The first is the new cost recovery rules and its impact on taxable income. The 100% bonus depreciation allowances could create swings in taxable income which should be monitored. For years before 2022, this may not matter as depreciation is added back to determine adjusted taxable income for this purpose (though corporations should monitor future depreciation as there will be much less MACRS depreciation than corporations are used to). But for years after 2021 where substantial amounts of depreciation might drive down normal taxable income the interest limitation could create a trap for those not used to being subject to the interest limitation. Of course, Congress could decide to change the rules before 2022 to avoid this change so this should be monitored.

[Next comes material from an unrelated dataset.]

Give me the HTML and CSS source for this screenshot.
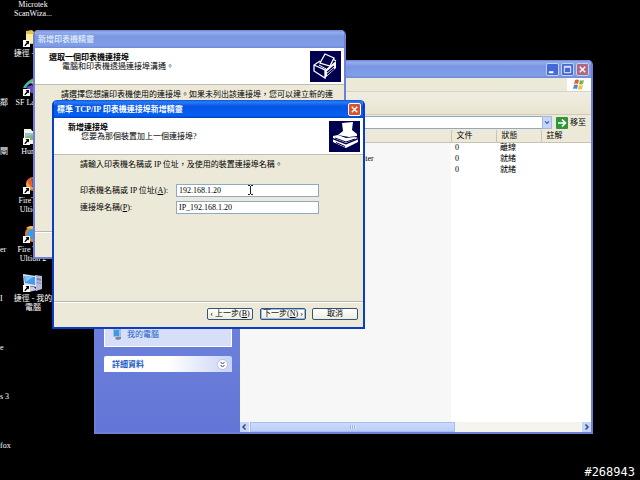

The second is related to state income tax. Will states follow the federal limitation for interest expense? Many states use federal taxable income as the starting point for computing state taxable income. Will some states allow the entire interest expense? Or limit it even further than was done for federal income tax? Also, the limitation will be computed by corporations at the consolidated level. How does this translate to states which do not allow consolidated returns? How is the limitation allocated between entities? Definitely some uncertainty exists regarding the interest limitation’s impact here.
Please note that S corporation and partnerships are also impacted by these rules but that special rules apply. Taxpayers in those areas should review the rules carefully.
Like many of the new tax provisions, the interest expense limitation may be defined further by regulations and/or tax technical corrections. Watch this space for further updates.
Disclaimer: This article is designed to provide information in regard to the subject matter and has been prepared with the understanding that neither the Illinois CPA Society nor the author of this article is providing accounting, tax or legal advice or is performing any legal, accounting or other professional service. If accounting, tax or legal advice or other expert assistance is required, the services of a competent professional person should be sought.